Telegiornaliste anno XIII N. 34 (544) del 22 novembre 2017
Matilde
Andolfo, con Dossier sempre dalla parte dei più deboli
di
Giuseppe Bosso
Abbiamo nuovamente il piacere di incontrare
Matilde Andolfo,
combattiva e grintosa giornalista napoletana, che ci parla di
Dossier,
trasmissione da poco partita su Teleluna, l’emittente dove lavora da
anni con impegno e dedizione. Un’intervista letteralmente rincorsa, che
realizziamo con Matilde all’uscita delle elezioni per il rinnovo del
Consiglio dell’Ordine dei giornalisti a Napoli.
Come nasce Dossier?
«
Dossier nasce dalla nostra consapevolezza che a livello
locale-regionale mancava un contenitore di approfondimento, che andasse
oltre il semplice fatto di cronaca; e così il nostro editore Pasquale
Piccirillo ha pensato di dare più spazio all’informazione in maniera
diversa, sempre più dalla parte dei cittadini; indaghiamo in maniera
approfondita sulle cose che non vanno, ed ecco questa trasmissione che
si avvale del preziosissimo contributo dei videoreporter, la nuova
frontiera del giornalismo di oggi, in grado di riprendere, di
fotografare l’accaduto a 360 gradi attraverso le immagini».

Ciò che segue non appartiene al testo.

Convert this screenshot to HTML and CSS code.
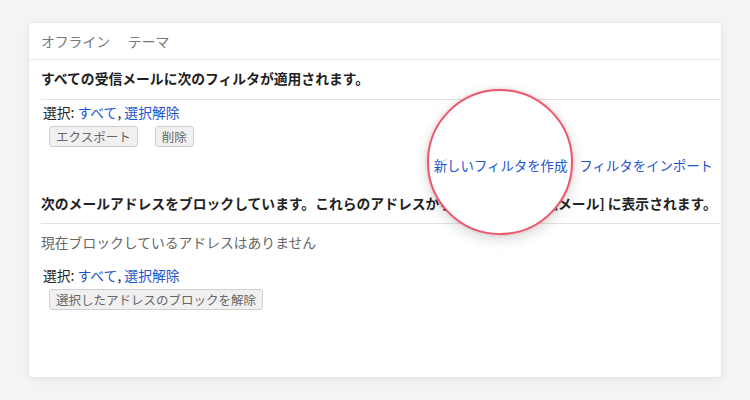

Su quali tematiche o storie avete cercato di soffermarvi?
«I settori sono talmente svariati che non è facile elencarne in
particolare: dai disservizi dei trasporti alle scuole-colabrodo, che
quando crollano rappresentano una situazione ancor più allarmante; dalla
situazione precaria andiamo a vedere dove nasce il cortocircuito, questo
blackout che si viene a manifestare tra istituzioni, volontà di fare e
cittadino. Riguarda non solo Napoli e la Campania, ma tutto il Sud;
accade che i soldi ci siano, spesso e volentieri, ma non i progetti, la
capacità di realizzarli, e ciò pone la città un passo indietro alle
altre».
Rappresenta per te questa un’ulteriore occasione per essere una
giornalista vicina al popolo napoletano, sempre dalla parte dei più
deboli come ti
descrivesti?
«Sempre, lo sono perché è un dovere, non bisogna mai voltarsi indietro».
Mi dicesti nel nostro primo incontro “credo nel lavoro di squadra,
soprattutto tra donne”: come ti trovi nella squadra di Dossier?
«Siamo tante ragazze, ma anche maschietti. Credo sempre nel valore
dell’unione, valore aggiunto».
E sempre allora mi dicesti che non vedevi altre strade nel domani che
restare a Napoli: a distanza di anni hai cambiato idea?
«Sì, malgrado le tentazioni, malgrado sia sempre tutto più difficile,
malgrado editori che tagliano risorse per far quadrare i conti, cosa che
rende esercitare questa professione sempre più difficile. Ma noi andiamo
avanti, con sacrifici e coraggio».
Eppure sono tanti i giovani che lasciano la città, scoraggiati e
sfiduciati: anche il mondo dell’informazione può convincerli a
resistere?
«Il mondo dell’informazione fa parte proprio di questi giovani costretti
ad andare via; chi sceglie la via del giornalismo nel contesto attuale è
sempre più tentato dall’idea di andare via, in mancanza di sbocchi e
situazioni alternative. Anche chi fa informazione è tentato,
bisognerebbe creare le condizioni perché ciò non accada. Il governo
centrale spinge sempre più verso la cancellazione professionale, la
mortificazione della professione che può venir pagata tre euro a pezzo,
cosa inaccettabile…».
C’è spazio solo per il lavoro nella tua vita?
«Purtroppo lo spazio per il resto è poco; ci sono la mia famiglia, i
miei cani… ma vorrei diventare mamma, anche se è difficile allo stato
attuale. Sia chiaro che non demonizzo il maschio, mi rendo conto che è
difficile starmi dietro, come stai facendo tu adesso (ride, ndr, mentre
la seguiamo di corsa nella realizzazione dell’intervista)».
Pensare al domani ti spaventa?
«Moltissimo, mi ha sempre spaventata, un po’ perché sono una sognatrice
che deve inevitabilmente fare i conti con la realtà, e questo mi
dispiace, anche perché poi le cose cambiano, e non sempre in positivo».
Matilde Andolfo si è mai dovuta confrontare con la parola bavaglio?
«No, semmai con dei muri rappresentati da persone che cercavano di non
farmi raccontare la verità. Il mio editore ha deciso di puntare su
programmi di inchiesta consapevole dei rischi che comportano. E questo
significa che qualcosa di buono siamo riusciti a farlo. In ogni caso mi
sento a prova di bavaglio, potete mettermelo ma non mi zittirete!».